### SUPPLIED MATERIAL
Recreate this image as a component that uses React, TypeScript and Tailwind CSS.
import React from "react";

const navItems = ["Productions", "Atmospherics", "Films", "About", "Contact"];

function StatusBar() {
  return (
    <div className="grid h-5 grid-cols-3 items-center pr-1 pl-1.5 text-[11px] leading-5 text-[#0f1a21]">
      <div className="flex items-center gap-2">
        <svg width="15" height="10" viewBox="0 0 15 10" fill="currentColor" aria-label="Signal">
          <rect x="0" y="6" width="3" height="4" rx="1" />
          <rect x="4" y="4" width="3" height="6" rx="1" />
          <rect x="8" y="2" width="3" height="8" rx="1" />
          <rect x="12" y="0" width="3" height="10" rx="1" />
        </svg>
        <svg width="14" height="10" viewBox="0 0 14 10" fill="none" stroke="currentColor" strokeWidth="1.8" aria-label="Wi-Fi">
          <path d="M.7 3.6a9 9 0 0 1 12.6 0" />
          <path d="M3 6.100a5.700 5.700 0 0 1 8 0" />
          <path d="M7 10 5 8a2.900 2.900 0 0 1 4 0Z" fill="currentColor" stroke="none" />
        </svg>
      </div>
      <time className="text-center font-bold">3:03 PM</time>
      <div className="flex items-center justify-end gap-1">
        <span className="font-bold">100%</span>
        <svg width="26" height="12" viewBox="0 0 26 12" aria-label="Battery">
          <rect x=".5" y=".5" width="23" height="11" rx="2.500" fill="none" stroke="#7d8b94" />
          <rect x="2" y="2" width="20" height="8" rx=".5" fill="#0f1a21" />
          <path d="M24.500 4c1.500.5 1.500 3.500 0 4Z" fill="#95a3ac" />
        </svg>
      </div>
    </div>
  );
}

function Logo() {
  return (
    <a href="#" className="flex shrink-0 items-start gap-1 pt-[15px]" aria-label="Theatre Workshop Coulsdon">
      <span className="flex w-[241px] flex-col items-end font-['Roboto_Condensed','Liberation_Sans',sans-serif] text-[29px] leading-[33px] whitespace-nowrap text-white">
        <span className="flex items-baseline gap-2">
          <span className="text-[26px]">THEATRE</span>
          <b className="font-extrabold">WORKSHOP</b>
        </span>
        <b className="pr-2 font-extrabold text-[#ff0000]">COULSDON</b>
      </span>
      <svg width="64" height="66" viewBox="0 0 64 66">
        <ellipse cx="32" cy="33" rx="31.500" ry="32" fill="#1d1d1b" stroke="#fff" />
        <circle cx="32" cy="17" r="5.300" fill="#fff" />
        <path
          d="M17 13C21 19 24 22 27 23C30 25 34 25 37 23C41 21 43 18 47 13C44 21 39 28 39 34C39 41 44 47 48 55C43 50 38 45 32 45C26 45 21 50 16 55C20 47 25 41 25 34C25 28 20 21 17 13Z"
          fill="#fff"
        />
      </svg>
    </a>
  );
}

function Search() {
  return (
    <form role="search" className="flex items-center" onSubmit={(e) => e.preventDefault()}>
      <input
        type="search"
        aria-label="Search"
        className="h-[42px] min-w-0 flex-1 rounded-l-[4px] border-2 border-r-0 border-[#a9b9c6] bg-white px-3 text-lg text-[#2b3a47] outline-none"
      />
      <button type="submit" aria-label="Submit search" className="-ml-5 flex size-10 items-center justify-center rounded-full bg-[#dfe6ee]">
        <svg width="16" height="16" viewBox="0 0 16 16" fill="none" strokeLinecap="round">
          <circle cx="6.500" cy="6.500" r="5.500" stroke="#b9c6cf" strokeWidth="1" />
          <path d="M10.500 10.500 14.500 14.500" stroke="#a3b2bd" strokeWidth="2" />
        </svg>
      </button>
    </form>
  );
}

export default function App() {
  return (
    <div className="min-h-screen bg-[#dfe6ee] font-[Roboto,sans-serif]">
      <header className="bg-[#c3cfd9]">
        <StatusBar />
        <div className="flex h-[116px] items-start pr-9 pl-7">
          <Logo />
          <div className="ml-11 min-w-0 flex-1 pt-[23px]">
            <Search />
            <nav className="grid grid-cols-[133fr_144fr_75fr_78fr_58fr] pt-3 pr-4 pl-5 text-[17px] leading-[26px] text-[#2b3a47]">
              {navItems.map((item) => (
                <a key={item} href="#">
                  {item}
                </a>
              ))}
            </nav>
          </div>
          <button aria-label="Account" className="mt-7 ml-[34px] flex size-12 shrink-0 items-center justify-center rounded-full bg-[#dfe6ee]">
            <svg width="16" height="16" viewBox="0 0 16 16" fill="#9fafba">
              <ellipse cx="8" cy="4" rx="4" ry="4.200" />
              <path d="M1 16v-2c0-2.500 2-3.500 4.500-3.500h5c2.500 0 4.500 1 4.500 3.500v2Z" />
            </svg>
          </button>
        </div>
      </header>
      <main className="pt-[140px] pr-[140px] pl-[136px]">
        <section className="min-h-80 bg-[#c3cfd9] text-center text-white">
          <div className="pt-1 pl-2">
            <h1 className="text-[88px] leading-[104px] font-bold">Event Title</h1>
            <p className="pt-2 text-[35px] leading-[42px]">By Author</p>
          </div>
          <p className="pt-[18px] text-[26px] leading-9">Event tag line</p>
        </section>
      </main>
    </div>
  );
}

### WHAT THE TASK ASKS
Extract the listing in its entirety, matching it exactly.

### EXERCISE ANSWER
Recreate this image as a component that uses React, TypeScript and Tailwind CSS.
import React from "react";

const navItems = ["Productions", "Atmospherics", "Films", "About", "Contact"];

function StatusBar() {
  return (
    <div className="grid h-5 grid-cols-3 items-center pr-1 pl-1.5 text-[11px] leading-5 text-[#0f1a21]">
      <div className="flex items-center gap-2">
        <svg width="15" height="10" viewBox="0 0 15 10" fill="currentColor" aria-label="Signal">
          <rect x="0" y="6" width="3" height="4" rx="1" />
          <rect x="4" y="4" width="3" height="6" rx="1" />
          <rect x="8" y="2" width="3" height="8" rx="1" />
          <rect x="12" y="0" width="3" height="10" rx="1" />
        </svg>
        <svg width="14" height="10" viewBox="0 0 14 10" fill="none" stroke="currentColor" strokeWidth="1.8" aria-label="Wi-Fi">
          <path d="M.7 3.6a9 9 0 0 1 12.6 0" />
          <path d="M3 6.100a5.700 5.700 0 0 1 8 0" />
          <path d="M7 10 5 8a2.900 2.900 0 0 1 4 0Z" fill="currentColor" stroke="none" />
        </svg>
      </div>
      <time className="text-center font-bold">3:03 PM</time>
      <div className="flex items-center justify-end gap-1">
        <span className="font-bold">100%</span>
        <svg width="26" height="12" viewBox="0 0 26 12" aria-label="Battery">
          <rect x=".5" y=".5" width="23" height="11" rx="2.500" fill="none" stroke="#7d8b94" />
          <rect x="2" y="2" width="20" height="8" rx=".5" fill="#0f1a21" />
          <path d="M24.500 4c1.500.5 1.500 3.500 0 4Z" fill="#95a3ac" />
        </svg>
      </div>
    </div>
  );
}

function Logo() {
  return (
    <a href="#" className="flex shrink-0 items-start gap-1 pt-[15px]" aria-label="Theatre Workshop Coulsdon">
      <span className="flex w-[241px] flex-col items-end font-['Roboto_Condensed','Liberation_Sans',sans-serif] text-[29px] leading-[33px] whitespace-nowrap text-white">
        <span className="flex items-baseline gap-2">
          <span className="text-[26px]">THEATRE</span>
          <b className="font-extrabold">WORKSHOP</b>
        </span>
        <b className="pr-2 font-extrabold text-[#ff0000]">COULSDON</b>
      </span>
      <svg width="64" height="66" viewBox="0 0 64 66">
        <ellipse cx="32" cy="33" rx="31.500" ry="32" fill="#1d1d1b" stroke="#fff" />
        <circle cx="32" cy="17" r="5.300" fill="#fff" />
        <path
          d="M17 13C21 19 24 22 27 23C30 25 34 25 37 23C41 21 43 18 47 13C44 21 39 28 39 34C39 41 44 47 48 55C43 50 38 45 32 45C26 45 21 50 16 55C20 47 25 41 25 34C25 28 20 21 17 13Z"
          fill="#fff"
        />
      </svg>
    </a>
  );
}

function Search() {
  return (
    <form role="search" className="flex items-center" onSubmit={(e) => e.preventDefault()}>
      <input
        type="search"
        aria-label="Search"
        className="h-[42px] min-w-0 flex-1 rounded-l-[4px] border-2 border-r-0 border-[#a9b9c6] bg-white px-3 text-lg text-[#2b3a47] outline-none"
      />
      <button type="submit" aria-label="Submit search" className="-ml-5 flex size-10 items-center justify-center rounded-full bg-[#dfe6ee]">
        <svg width="16" height="16" viewBox="0 0 16 16" fill="none" strokeLinecap="round">
          <circle cx="6.500" cy="6.500" r="5.500" stroke="#b9c6cf" strokeWidth="1" />
          <path d="M10.500 10.500 14.500 14.500" stroke="#a3b2bd" strokeWidth="2" />
        </svg>
      </button>
    </form>
  );
}

export default function App() {
  return (
    <div className="min-h-screen bg-[#dfe6ee] font-[Roboto,sans-serif]">
      <header className="bg-[#c3cfd9]">
        <StatusBar />
        <div className="flex h-[116px] items-start pr-9 pl-7">
          <Logo />
          <div className="ml-11 min-w-0 flex-1 pt-[23px]">
            <Search />
            <nav className="grid grid-cols-[133fr_144fr_75fr_78fr_58fr] pt-3 pr-4 pl-5 text-[17px] leading-[26px] text-[#2b3a47]">
              {navItems.map((item) => (
                <a key={item} href="#">
                  {item}
                </a>
              ))}
            </nav>
          </div>
          <button aria-label="Account" className="mt-7 ml-[34px] flex size-12 shrink-0 items-center justify-center rounded-full bg-[#dfe6ee]">
            <svg width="16" height="16" viewBox="0 0 16 16" fill="#9fafba">
              <ellipse cx="8" cy="4" rx="4" ry="4.200" />
              <path d="M1 16v-2c0-2.500 2-3.500 4.500-3.500h5c2.500 0 4.500 1 4.500 3.500v2Z" />
            </svg>
          </button>
        </div>
      </header>
      <main className="pt-[140px] pr-[140px] pl-[136px]">
        <section className="min-h-80 bg-[#c3cfd9] text-center text-white">
          <div className="pt-1 pl-2">
            <h1 className="text-[88px] leading-[104px] font-bold">Event Title</h1>
            <p className="pt-2 text-[35px] leading-[42px]">By Author</p>
          </div>
          <p className="pt-[18px] text-[26px] leading-9">Event tag line</p>
        </section>
      </main>
    </div>
  );
}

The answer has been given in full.